D’ici au démarrage du HL-LHC, en 2029, la capacité de calcul totale requise par les expériences devrait avoir augmenté d’un facteur dix. Pour répondre à ces besoins accrus, un nouveau centre de données, dont la construction a débuté en avril 2022 à Prévessin, fournira des ressources informatiques à hauteur d’une puissance électrique maximale totale de 12 mégawatts, en trois phases. L’objectif est de faire en sorte que l’indicateur d’efficacité énergétique, ou PUE, utilisé pour mesurer l’efficacité énergétique d’un centre de données, soit d’environ 1,1. À titre comparatif, le PUE moyen des grands centres de données est d’environ 1,5, les centres de données récents atteignant généralement un PUE compris entre 1,2 et 1,4 (1,0 étant la valeur idéale). Le PUE du centre de données de Meyrin est d’environ 1,5. L’efficacité énergétique est un aspect essentiel de ce projet, qui prévoit un système de récupération de la chaleur pour chauffer l’ensemble des 73 bâtiments du site de Prévessin.
En outre, dans le but d’économiser des ressources et de l’énergie à l’ère du HL-LHC, des efforts sont déployés pour moderniser le code, afin de le faire fonctionner plus efficacement sur le matériel le plus récent, et pour améliorer la gestion des données. Adopter des approches innovantes pour les tâches informatiques-clés, en s’appuyant sur l’apprentissage automatique et d’autres technologies connexes, contribue également à réduire la quantité de ressources informatiques nécessaires et joue un rôle essentiel pour limiter l’augmentation de la consommation d’énergie.
COLLABORATION AVEC LES ÉTATS HÔTES
Afin d’optimiser son approche de la gestion de l’énergie, le CERN collabore étroitement avec ses partenaires, notamment Électricité de France (EDF), son principal fournisseur d’électricité, et ses États hôtes, dans le cadre du Comité tripartite pour l’environnement (CTE), créé en 2017. En 2022, le CERN a entretenu un dialogue avec EDF, les autorités locales et les États membres et a réduit sa consommation d’énergie au titre de sa responsabilité sociale. Des mesures concrètes ont été mises en œuvre pour réaliser des économies d’énergie et de coûts, notamment en faisant commencer l’arrêt technique hivernal 2022 deux semaines plus tôt, ce qui a permis d’économiser environ 35 GWh. En 2023, l’exploitation des accélérateurs sera réduite de 20 %, et l’arrêt technique hivernal sera prolongé, passant à 19 semaines, ce qui permettra d’économiser environ 70 GWh.

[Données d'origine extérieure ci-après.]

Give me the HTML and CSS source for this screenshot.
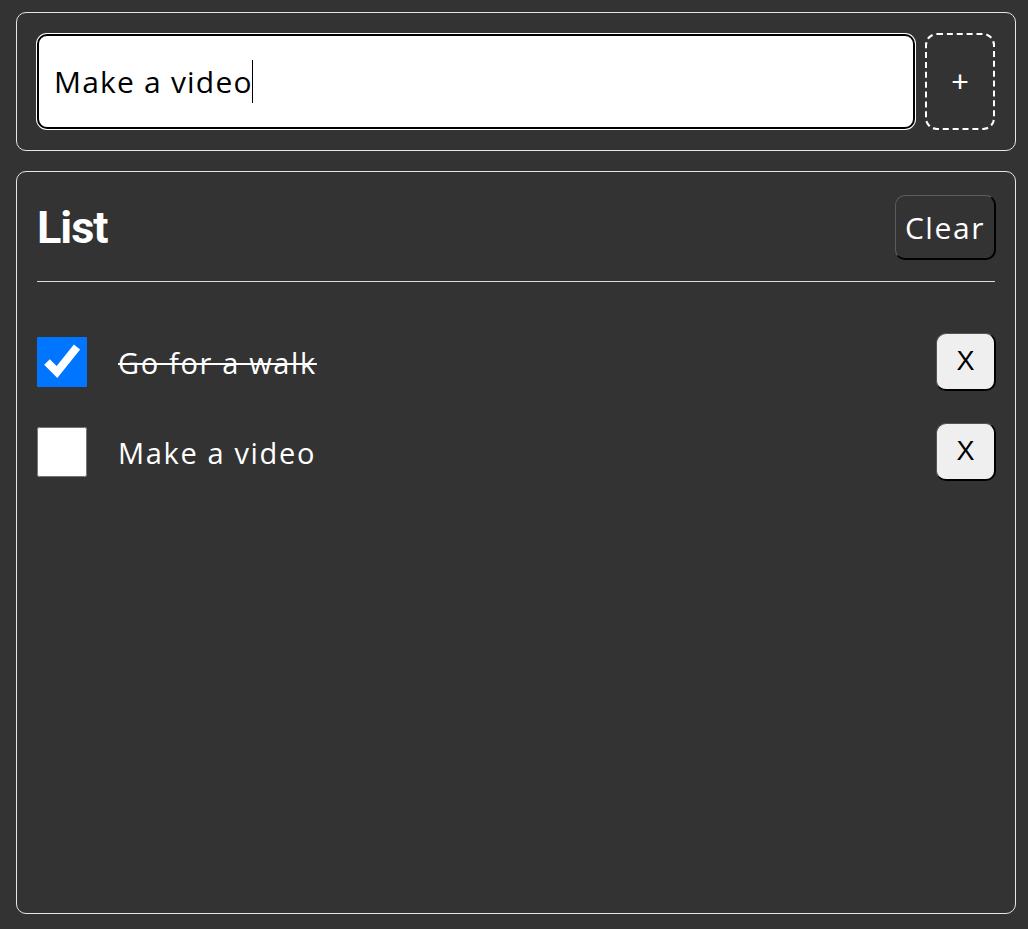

ALIMENTER LES SITES EN ÉNERGIE
L’énergie dont l’Organisation a besoin pour alimenter ses bâtiments et son infrastructure générale représente environ 5 % de sa consommation totale. Bien qu’il ne s’agisse que d’une petite part de la consommation globale, les efforts mis en œuvre pour économiser de l’énergie à l’échelle du domaine peuvent faire une grande différence. Cela passe par le déploiement de diverses mesures, dont un programme global de renforcement des systèmes de chauffage, de ventilation et de climatisation, qui est actualisé chaque année et couvre une période de cinq ans. En 2022, le CERN a lancé une stratégie visant à économiser l’énergie sur ses différents sites. Celle-ci a consisté à retarder la mise en route du chauffage dans les bâtiments, à réduire la température des chaudières, à remplacer les lampes halogènes par des LED et à éteindre les éclairages extérieurs entre 23 h et 5 h du matin.
POUR ALLER PLUS LOIN
Nicolas Bellegarde est le coordonnateur Énergie du CERN. Il est responsable de la demande de certification ISO 50001 déposée par l’Organisation.

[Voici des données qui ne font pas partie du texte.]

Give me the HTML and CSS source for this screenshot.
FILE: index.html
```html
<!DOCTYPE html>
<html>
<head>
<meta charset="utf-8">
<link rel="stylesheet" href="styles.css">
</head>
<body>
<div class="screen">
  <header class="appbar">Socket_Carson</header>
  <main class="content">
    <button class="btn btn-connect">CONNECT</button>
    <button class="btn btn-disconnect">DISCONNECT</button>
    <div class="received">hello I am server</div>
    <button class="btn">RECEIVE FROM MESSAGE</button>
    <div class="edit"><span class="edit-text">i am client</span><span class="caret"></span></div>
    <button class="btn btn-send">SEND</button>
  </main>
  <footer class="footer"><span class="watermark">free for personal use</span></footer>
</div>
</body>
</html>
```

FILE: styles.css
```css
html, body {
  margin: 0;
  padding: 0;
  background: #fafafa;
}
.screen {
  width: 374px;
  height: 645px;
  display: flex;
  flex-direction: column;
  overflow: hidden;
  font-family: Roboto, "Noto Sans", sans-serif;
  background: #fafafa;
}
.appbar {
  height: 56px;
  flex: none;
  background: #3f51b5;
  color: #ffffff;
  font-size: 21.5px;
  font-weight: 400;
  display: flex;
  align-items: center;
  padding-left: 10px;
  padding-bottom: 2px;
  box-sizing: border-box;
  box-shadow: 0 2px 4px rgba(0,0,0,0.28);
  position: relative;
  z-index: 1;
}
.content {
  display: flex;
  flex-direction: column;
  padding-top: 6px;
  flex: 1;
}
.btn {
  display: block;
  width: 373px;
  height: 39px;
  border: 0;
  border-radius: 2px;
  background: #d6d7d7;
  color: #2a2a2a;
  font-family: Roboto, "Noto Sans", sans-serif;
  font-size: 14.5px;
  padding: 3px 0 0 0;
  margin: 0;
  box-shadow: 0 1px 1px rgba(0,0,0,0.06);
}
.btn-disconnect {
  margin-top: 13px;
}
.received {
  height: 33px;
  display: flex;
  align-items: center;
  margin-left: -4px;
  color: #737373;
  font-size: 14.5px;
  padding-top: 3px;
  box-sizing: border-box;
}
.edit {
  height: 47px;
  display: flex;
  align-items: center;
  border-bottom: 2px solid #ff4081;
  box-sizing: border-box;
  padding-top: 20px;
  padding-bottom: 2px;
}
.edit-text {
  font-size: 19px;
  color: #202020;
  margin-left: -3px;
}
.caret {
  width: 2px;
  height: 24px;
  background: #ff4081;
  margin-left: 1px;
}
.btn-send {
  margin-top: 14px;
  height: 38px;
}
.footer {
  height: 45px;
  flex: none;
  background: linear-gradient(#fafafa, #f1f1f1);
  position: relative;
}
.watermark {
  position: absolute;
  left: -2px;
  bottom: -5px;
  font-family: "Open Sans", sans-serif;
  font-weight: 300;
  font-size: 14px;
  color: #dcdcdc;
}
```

— En quoi consiste cette certification ?
NB : Cette norme internationale de référence définit comment améliorer sa performance énergétique et permet aux organisations d’intégrer la gestion de l’énergie dans leur plan d’action pour une meilleure gestion de l’environnement. En 2022, le CERN a lancé le processus de certification ISO 50001 pour l’ensemble de ses sites, activités et profils énergétiques. En juin 2022, dans le cadre du processus d’amélioration continue mis en œuvre, l’Organisation a présenté aux autorités françaises son plan de performance énergétique pour 2022-2026 et élaboré un système complet de gestion de l’énergie. L’audit préalable à la certification ISO 50001 a été réalisé fin 2022 par l’Association française de normalisation (AFNOR).
— Quelles sont les prochaines étapes ?
NB : Une fois la certification obtenue, des audits ont lieu chaque année pour vérifier la conformité et l’amélioration continue de la performance énergétique grâce à la définition, à la surveillance et à la mise à jour des orientations, des objectifs et des indicateurs sur la base d’un scénario de référence et de mesures concrètes pour atteindre ces objectifs. Ce fonctionnement repose sur un système de gestion de l’énergie conforme à la norme ISO 50001. Il suppose également la formation et la sensibilisation des membres de la communauté du CERN ainsi qu’un suivi des tendances, de l’évolution réglementaire et des bonnes pratiques en matière de performance énergétique.